- _Exercise description_:
Write out every line of the material as it stands, apart from the pictures.

- _Source material_:
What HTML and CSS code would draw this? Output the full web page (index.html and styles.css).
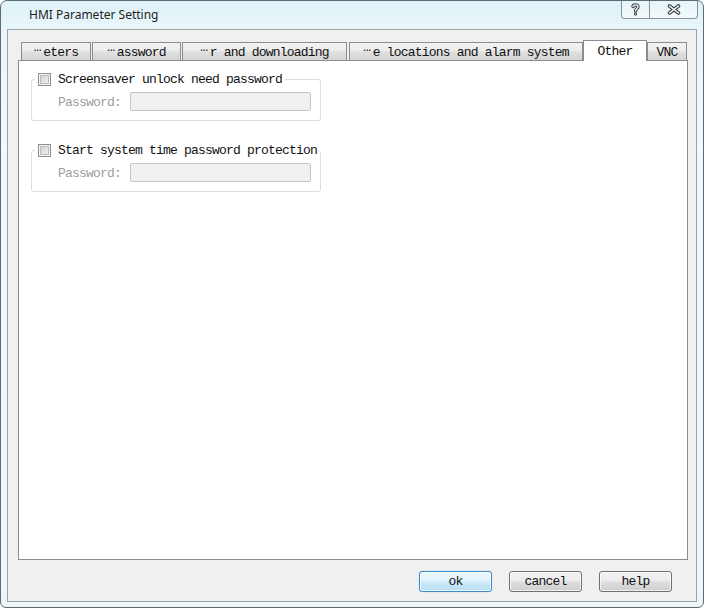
FILE: index.html
```html
<!DOCTYPE html>
<html>
<head>
<meta charset="utf-8">
<link rel="stylesheet" href="styles.css">
</head>
<body>
<div class="window">
  <div class="titlebar">
    <span class="title">HMI Parameter Setting</span>
    <div class="caption">
      <div class="cbtn help">
        <svg width="9" height="13" viewBox="0 0 9 13">
          <path d="M2 3.6 C2 1.4 7 1.2 7 3.8 C7 5.6 4.5 5.9 4.5 7.9" fill="none" stroke="#3d4045" stroke-width="3.4" stroke-linecap="round"/>
          <circle cx="4.5" cy="10.9" r="1.7" fill="#3d4045"/>
          <path d="M2 3.6 C2 1.4 7 1.2 7 3.8 C7 5.6 4.5 5.9 4.5 7.9" fill="none" stroke="#fff" stroke-width="1.3" stroke-linecap="round"/>
          <circle cx="4.5" cy="10.9" r="0.7" fill="#fff"/>
        </svg>
      </div>
      <div class="cbtn close">
        <svg width="14" height="11" viewBox="0 0 14 11">
          <path d="M2.5 2 L11.5 9 M11.5 2 L2.5 9" fill="none" stroke="#3d4045" stroke-width="3.6" stroke-linecap="round"/>
          <path d="M2.5 2 L11.5 9 M11.5 2 L2.5 9" fill="none" stroke="#fff" stroke-width="1.5" stroke-linecap="round"/>
        </svg>
      </div>
    </div>
  </div>
  <div class="client">
    <div class="tabs">
      <div class="tab t1"><span class="ell">…</span>eters</div>
      <div class="tab t2"><span class="ell">…</span>assword</div>
      <div class="tab t3"><span class="ell">…</span>r and downloading</div>
      <div class="tab t4"><span class="ell">…</span>e locations and alarm system</div>
      <div class="tab t5 sel">Other</div>
      <div class="tab t6">VNC</div>
    </div>
    <div class="panel">
      <fieldset class="group">
        <legend><span class="chk"></span><span class="cap">Screensaver unlock need password</span></legend>
        <div class="row"><span class="lbl">Password:</span><span class="input"></span></div>
      </fieldset>
      <fieldset class="group second">
        <legend><span class="chk"></span><span class="cap">Start system time password protection</span></legend>
        <div class="row"><span class="lbl">Password:</span><span class="input"></span></div>
      </fieldset>
    </div>
    <div class="buttons">
      <div class="btn ok">ok</div>
      <div class="btn">cancel</div>
      <div class="btn">help</div>
    </div>
  </div>
</div>
</body>
</html>
```
FILE: styles.css
```css
html, body {
  margin: 0;
  padding: 0;
  background: #ffffff;
}

.window {
  width: 704px;
  height: 608px;
  box-sizing: border-box;
  border: 1px solid #5f6a72;
  border-radius: 7px 7px 6px 6px;
  background: linear-gradient(180deg, #def2f8 0px, #e9f6fa 28px, #f3f8fa 140px, #eef6f9 100%);
  display: flex;
  flex-direction: column;
  overflow: hidden;
}

.titlebar {
  flex: none;
  height: 28px;
  display: flex;
  align-items: flex-start;
  justify-content: space-between;
}

.title {
  font-family: "Segoe UI", "Noto Sans", sans-serif;
  font-size: 12px;
  line-height: 16px;
  color: #1e1e1e;
  margin: 6px 0 0 28px;
}

.caption {
  display: flex;
  height: 17px;
  margin-right: 5px;
  border: 1px solid #8a9097;
  border-top: none;
  border-radius: 0 0 4px 4px;
  background: linear-gradient(180deg, rgba(255,255,255,0.2), rgba(255,255,255,0.55));
}

.cbtn {
  display: flex;
  align-items: center;
  justify-content: center;
}

.help {
  width: 27px;
  border-right: 1px solid #8a9097;
}

.close {
  width: 47px;
}

.client {
  flex: 1;
  margin: 0 6px 5px;
  border: 1px solid #9ba3a9;
  background: #f0f0f0;
  display: flex;
  flex-direction: column;
  padding: 10px 8px 0 10px;
}

.tabs {
  flex: none;
  height: 20px;
  display: flex;
  align-items: flex-end;
  padding-left: 3px;
  position: relative;
  z-index: 1;
}

.tab,
.cap,
.lbl,
.btn {
  font-family: "Liberation Mono", "DejaVu Sans Mono", monospace;
  font-size: 13px;
  letter-spacing: -0.8px;
  color: #111;
}

.tab {
  box-sizing: border-box;
  height: 18px;
  border: 1px solid #898c95;
  border-bottom: none;
  background: linear-gradient(180deg, #f3f3f3 0%, #ececec 45%, #e0e0e0 52%, #d4d4d4 100%);
  text-align: center;
  line-height: 16px;
  padding-top: 2px;
  white-space: nowrap;
}

.ell {
  letter-spacing: 1.5px;
  vertical-align: 5px;
  line-height: 0;
}

.t1 { width: 70px; margin-right: 1px; }
.t2 { width: 89px; margin-right: 1px; }
.t3 { width: 165px; margin-right: 2px; }
.t4 { width: 234px; }
.t5 { width: 64px; }
.t6 { width: 40px; }

.tab.sel {
  height: 21px;
  margin-bottom: -1px;
  background: #ffffff;
  padding-top: 3px;
}

.panel {
  flex: none;
  height: 500px;
  box-sizing: border-box;
  border: 1px solid #898c95;
  background: #ffffff;
  padding: 12px 0 0 12px;
}

.group {
  margin: 0;
  width: 290px;
  box-sizing: border-box;
  border: 1px solid #d5dfe5;
  border-radius: 3px;
  padding: 0 0 9px 3px;
}

.group.second {
  margin-top: 23px;
}

.group legend {
  padding: 0 3px;
  height: 13px;
  display: flex;
  align-items: center;
  gap: 7px;
  white-space: nowrap;
}

.chk {
  flex: none;
  width: 13px;
  height: 13px;
  box-sizing: border-box;
  border: 1px solid #8e8f8f;
  background: linear-gradient(135deg, #c5c9cf 0%, #e2e4e7 55%, #f6f6f6 100%);
  box-shadow: inset 0 0 0 1px #f4f4f4, inset 0 0 0 2px #b9bdc3;
}

.cap {
  line-height: 13px;
}

.row {
  display: flex;
  align-items: flex-start;
  margin-top: 6px;
  padding-left: 23px;
}

.lbl {
  color: #9d9d9d;
  line-height: 13px;
  padding-top: 4px;
  width: 72px;
}

.input {
  width: 181px;
  height: 19px;
  box-sizing: border-box;
  border: 1px solid #c2c5c8;
  border-radius: 2px;
  background: #f0f0f0;
}

.buttons {
  flex: none;
  display: flex;
  justify-content: flex-end;
  gap: 17px;
  margin-top: 11px;
  padding-right: 16px;
}

.btn {
  width: 73px;
  height: 21px;
  box-sizing: border-box;
  border: 1px solid #707070;
  border-radius: 3px;
  background: linear-gradient(180deg, #f2f2f2 0%, #ebebeb 48%, #dddddd 52%, #cfcfcf 100%);
  box-shadow: inset 0 0 0 1px rgba(255,255,255,0.7);
  display: flex;
  align-items: center;
  justify-content: center;
  line-height: 13px;
}

.btn.ok {
  border-color: #3c8ccc;
  background: linear-gradient(180deg, #eef8fe 0%, #e0f2fd 48%, #cde9fa 52%, #b7def6 100%);
  box-shadow: inset 0 0 0 1px rgba(255,255,255,0.8), 0 0 1px #7cc3f0;
}
```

- _Result_:
What HTML and CSS code would draw this? Output the full web page (index.html and styles.css).
FILE: index.html
```html
<!DOCTYPE html>
<html>
<head>
<meta charset="utf-8">
<link rel="stylesheet" href="styles.css">
</head>
<body>
<div class="window">
  <div class="titlebar">
    <span class="title">HMI Parameter Setting</span>
    <div class="caption">
      <div class="cbtn help">
        <svg width="9" height="13" viewBox="0 0 9 13">
          <path d="M2 3.6 C2 1.4 7 1.2 7 3.8 C7 5.6 4.5 5.9 4.5 7.9" fill="none" stroke="#3d4045" stroke-width="3.4" stroke-linecap="round"/>
          <circle cx="4.5" cy="10.9" r="1.7" fill="#3d4045"/>
          <path d="M2 3.6 C2 1.4 7 1.2 7 3.8 C7 5.6 4.5 5.9 4.5 7.9" fill="none" stroke="#fff" stroke-width="1.3" stroke-linecap="round"/>
          <circle cx="4.5" cy="10.9" r="0.7" fill="#fff"/>
        </svg>
      </div>
      <div class="cbtn close">
        <svg width="14" height="11" viewBox="0 0 14 11">
          <path d="M2.5 2 L11.5 9 M11.5 2 L2.5 9" fill="none" stroke="#3d4045" stroke-width="3.6" stroke-linecap="round"/>
          <path d="M2.5 2 L11.5 9 M11.5 2 L2.5 9" fill="none" stroke="#fff" stroke-width="1.5" stroke-linecap="round"/>
        </svg>
      </div>
    </div>
  </div>
  <div class="client">
    <div class="tabs">
      <div class="tab t1"><span class="ell">…</span>eters</div>
      <div class="tab t2"><span class="ell">…</span>assword</div>
      <div class="tab t3"><span class="ell">…</span>r and downloading</div>
      <div class="tab t4"><span class="ell">…</span>e locations and alarm system</div>
      <div class="tab t5 sel">Other</div>
      <div class="tab t6">VNC</div>
    </div>
    <div class="panel">
      <fieldset class="group">
        <legend><span class="chk"></span><span class="cap">Screensaver unlock need password</span></legend>
        <div class="row"><span class="lbl">Password:</span><span class="input"></span></div>
      </fieldset>
      <fieldset class="group second">
        <legend><span class="chk"></span><span class="cap">Start system time password protection</span></legend>
        <div class="row"><span class="lbl">Password:</span><span class="input"></span></div>
      </fieldset>
    </div>
    <div class="buttons">
      <div class="btn ok">ok</div>
      <div class="btn">cancel</div>
      <div class="btn">help</div>
    </div>
  </div>
</div>
</body>
</html>
```
FILE: styles.css
```css
html, body {
  margin: 0;
  padding: 0;
  background: #ffffff;
}

.window {
  width: 704px;
  height: 608px;
  box-sizing: border-box;
  border: 1px solid #5f6a72;
  border-radius: 7px 7px 6px 6px;
  background: linear-gradient(180deg, #def2f8 0px, #e9f6fa 28px, #f3f8fa 140px, #eef6f9 100%);
  display: flex;
  flex-direction: column;
  overflow: hidden;
}

.titlebar {
  flex: none;
  height: 28px;
  display: flex;
  align-items: flex-start;
  justify-content: space-between;
}

.title {
  font-family: "Segoe UI", "Noto Sans", sans-serif;
  font-size: 12px;
  line-height: 16px;
  color: #1e1e1e;
  margin: 6px 0 0 28px;
}

.caption {
  display: flex;
  height: 17px;
  margin-right: 5px;
  border: 1px solid #8a9097;
  border-top: none;
  border-radius: 0 0 4px 4px;
  background: linear-gradient(180deg, rgba(255,255,255,0.2), rgba(255,255,255,0.55));
}

.cbtn {
  display: flex;
  align-items: center;
  justify-content: center;
}

.help {
  width: 27px;
  border-right: 1px solid #8a9097;
}

.close {
  width: 47px;
}

.client {
  flex: 1;
  margin: 0 6px 5px;
  border: 1px solid #9ba3a9;
  background: #f0f0f0;
  display: flex;
  flex-direction: column;
  padding: 10px 8px 0 10px;
}

.tabs {
  flex: none;
  height: 20px;
  display: flex;
  align-items: flex-end;
  padding-left: 3px;
  position: relative;
  z-index: 1;
}

.tab,
.cap,
.lbl,
.btn {
  font-family: "Liberation Mono", "DejaVu Sans Mono", monospace;
  font-size: 13px;
  letter-spacing: -0.8px;
  color: #111;
}

.tab {
  box-sizing: border-box;
  height: 18px;
  border: 1px solid #898c95;
  border-bottom: none;
  background: linear-gradient(180deg, #f3f3f3 0%, #ececec 45%, #e0e0e0 52%, #d4d4d4 100%);
  text-align: center;
  line-height: 16px;
  padding-top: 2px;
  white-space: nowrap;
}

.ell {
  letter-spacing: 1.5px;
  vertical-align: 5px;
  line-height: 0;
}

.t1 { width: 70px; margin-right: 1px; }
.t2 { width: 89px; margin-right: 1px; }
.t3 { width: 165px; margin-right: 2px; }
.t4 { width: 234px; }
.t5 { width: 64px; }
.t6 { width: 40px; }

.tab.sel {
  height: 21px;
  margin-bottom: -1px;
  background: #ffffff;
  padding-top: 3px;
}

.panel {
  flex: none;
  height: 500px;
  box-sizing: border-box;
  border: 1px solid #898c95;
  background: #ffffff;
  padding: 12px 0 0 12px;
}

.group {
  margin: 0;
  width: 290px;
  box-sizing: border-box;
  border: 1px solid #d5dfe5;
  border-radius: 3px;
  padding: 0 0 9px 3px;
}

.group.second {
  margin-top: 23px;
}

.group legend {
  padding: 0 3px;
  height: 13px;
  display: flex;
  align-items: center;
  gap: 7px;
  white-space: nowrap;
}

.chk {
  flex: none;
  width: 13px;
  height: 13px;
  box-sizing: border-box;
  border: 1px solid #8e8f8f;
  background: linear-gradient(135deg, #c5c9cf 0%, #e2e4e7 55%, #f6f6f6 100%);
  box-shadow: inset 0 0 0 1px #f4f4f4, inset 0 0 0 2px #b9bdc3;
}

.cap {
  line-height: 13px;
}

.row {
  display: flex;
  align-items: flex-start;
  margin-top: 6px;
  padding-left: 23px;
}

.lbl {
  color: #9d9d9d;
  line-height: 13px;
  padding-top: 4px;
  width: 72px;
}

.input {
  width: 181px;
  height: 19px;
  box-sizing: border-box;
  border: 1px solid #c2c5c8;
  border-radius: 2px;
  background: #f0f0f0;
}

.buttons {
  flex: none;
  display: flex;
  justify-content: flex-end;
  gap: 17px;
  margin-top: 11px;
  padding-right: 16px;
}

.btn {
  width: 73px;
  height: 21px;
  box-sizing: border-box;
  border: 1px solid #707070;
  border-radius: 3px;
  background: linear-gradient(180deg, #f2f2f2 0%, #ebebeb 48%, #dddddd 52%, #cfcfcf 100%);
  box-shadow: inset 0 0 0 1px rgba(255,255,255,0.7);
  display: flex;
  align-items: center;
  justify-content: center;
  line-height: 13px;
}

.btn.ok {
  border-color: #3c8ccc;
  background: linear-gradient(180deg, #eef8fe 0%, #e0f2fd 48%, #cde9fa 52%, #b7def6 100%);
  box-shadow: inset 0 0 0 1px rgba(255,255,255,0.8), 0 0 1px #7cc3f0;
}
```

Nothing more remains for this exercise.